Buster Olney says the Giants and Bryce Harper might be a good match and that Giants’ ownership — he name checks Charles B. Johnson specifically — could be the key to getting a deal done. Olney also goes on to say that it was Johnson was the “primary source of enthusiasm” for the Giants trying to trade for Giancarlo Stanton last winter.
Now, look, I think we’re all informed enough to know by now that sports reporters in particular — although, it seems as though this is a general affliction for journalists no matter the specialty — serve as PR machines for certain industry actors. Usually, the Buster Olneys of the world are helping the Scott Boraseseses of the world spin the public into a frenzy and try to create a bidding war for a free agent client just through the press.
And then there are the Jon Morosii who are clearly living in the guest houses of various team owners and simply circulating press releases and factoids that teams want the public to know.
It seems as though Olney is playing both sides of the fence here. He’s clearly trying to show that Bryce Harper is a prized free agent (good for Boras!) while also showing that the Giants are 1) still a team trying to compete and 2) not majority-owned by someone with problematic political ties (good for team ownership!).
Charles Johnson really wanted the Giants to pursue a Black guy, therefore, he can’t be racist!
[Stanton identifies his heritage as African-American, Irish, and Puerto Rican]
The Giants think Bryce Harper could transform their franchise overnight just how Barry Bonds once did!
And if you think that Olney isn’t working for ownership, his tweet the other night about Cleveland’s payroll and attendance really smacked of water-carrying for ownership.
Indians' payroll/attendance ranking— Buster Olney (@Buster_ESPN) November 3, 2018
In short: Increased spending dramatically; won a lot of games and reached postseason/WS; didn't get much of a bump in attendance.
Now, look, Progressive Field (the irony of Cleveland’s field having that name) has a maximum capacity of 35,041, so a sellout of all 81 home games means that they could only have a maximum attendance of 2.8 million. So, at first, I kinda question his use of numbers here. However, when you look at it by percentages, the team only sold 55.4% of its home capacity this season, tied for 21st with Oakland.
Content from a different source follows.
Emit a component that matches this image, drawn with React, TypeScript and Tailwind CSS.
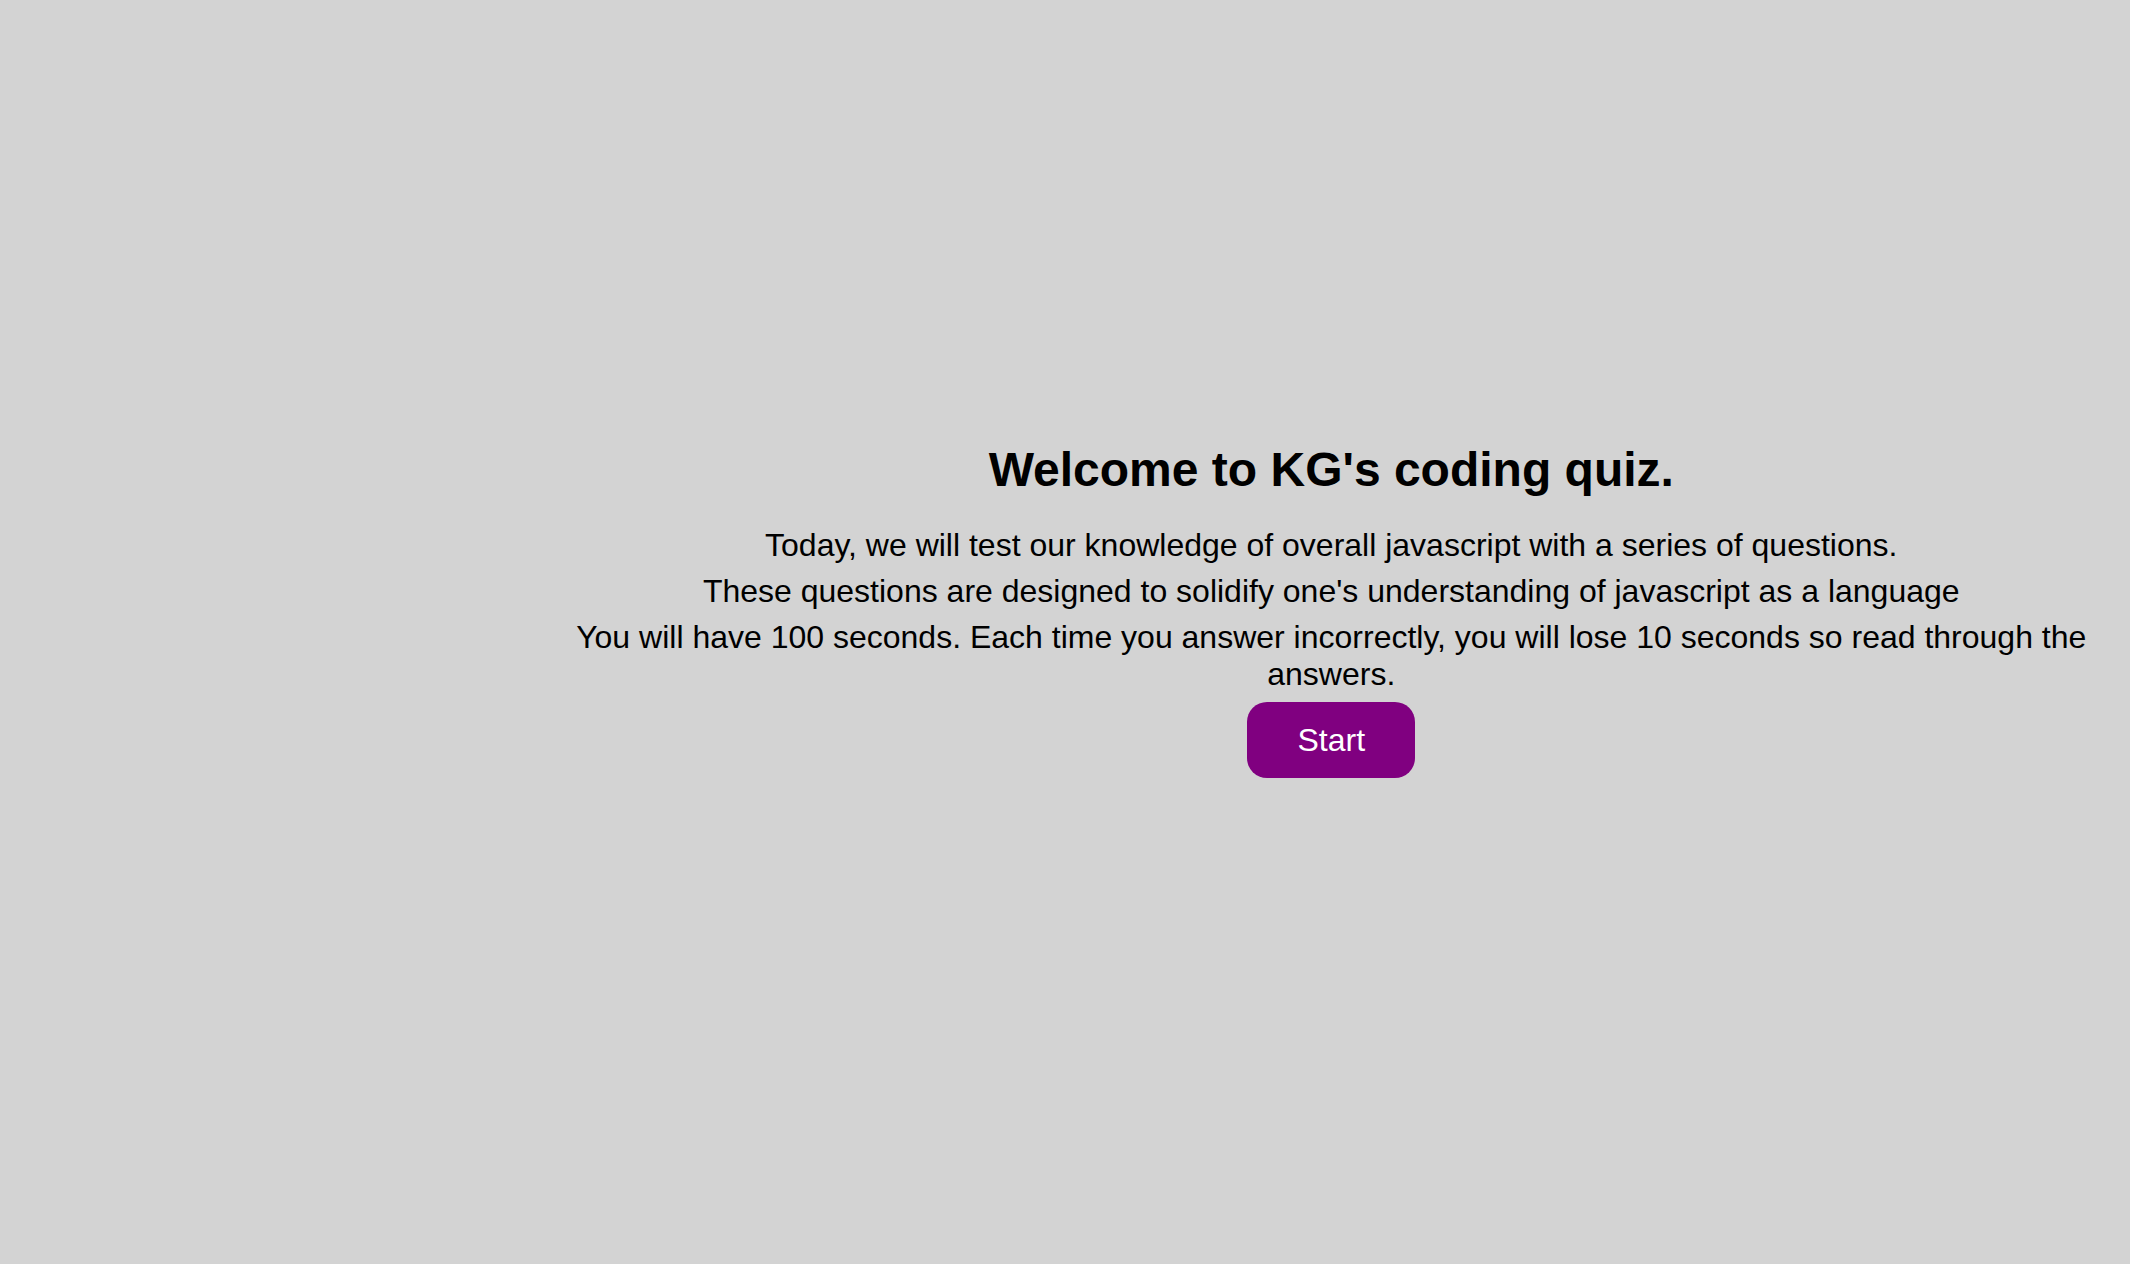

Due to cancellations, both Cleveland and San Diego both played only 80 home games this year. San Diego still played to a higher percentage of home capacity (64.5%). So, really, Olney is fair to use attendance and payroll to underline a point in defense of Cleveland’s announcement that they’ll be looking to move some of their high-priced superstars for payroll relief.
It’s just odd when baseball writers go this route. He’s clearly responding to people wondering upon reading this report, “Why is a successful team gutting itself?”; again, it’s just odd that he’s responding with “because it will save them money, which is good since people didn’t reward them for spending more.” He’s implicitly answering the question: “What would Cleveland’s ownership rather do: win or stash profits?”
There just doesn’t seem to be an easy excuse for this kind of behavior. Baseball teams have lots of money. Money is not their problem. Yes, the game is a business, but the business is the game, and the game has winners and losers. Until they start playing the financial World Series, the equity is in the results on the field.
I kinda feel like the best way to have framed this would’ve been more like: “Cleveland wants to avoid what’s plagued successful teams year after year. Rather than be the Phillies or the Giants, they want to trim a little here and there to perhaps extend a 2-year window of contention into 3 or more and if that’s the case, it’s not difficult to squint and see their plan for the offseason. Making key players available doesn’t mean they’re going to move them all, and by making that the one condition and coupled with good return in any trade with some other moves on the margins, then they’re assured to retain their grip on the AL Central.”
Anyway, back to the Harper thing: Olney obviously wants to maintain his “ins” with the Giants organization, especially if there’s going to be a changeover to new baseball ops people, so in that sense, it’s obvious as to why he’d spotlight Charles Johnson — a figure who has worked very hard to stay out of the limelight and who is not usually the subject of any baseball operations article — but, again, it’s also very odd. Here, he’s trying to help the Giants with damage control. Charles Johnson is NOT a racist and he wants to make sure the Giants are winners!
ESPN is a dying organization, so desperation for access feels like the winning answer here. One sinking ship strapping itself to another, hoping that together they can carry the water off the deck and save themselves.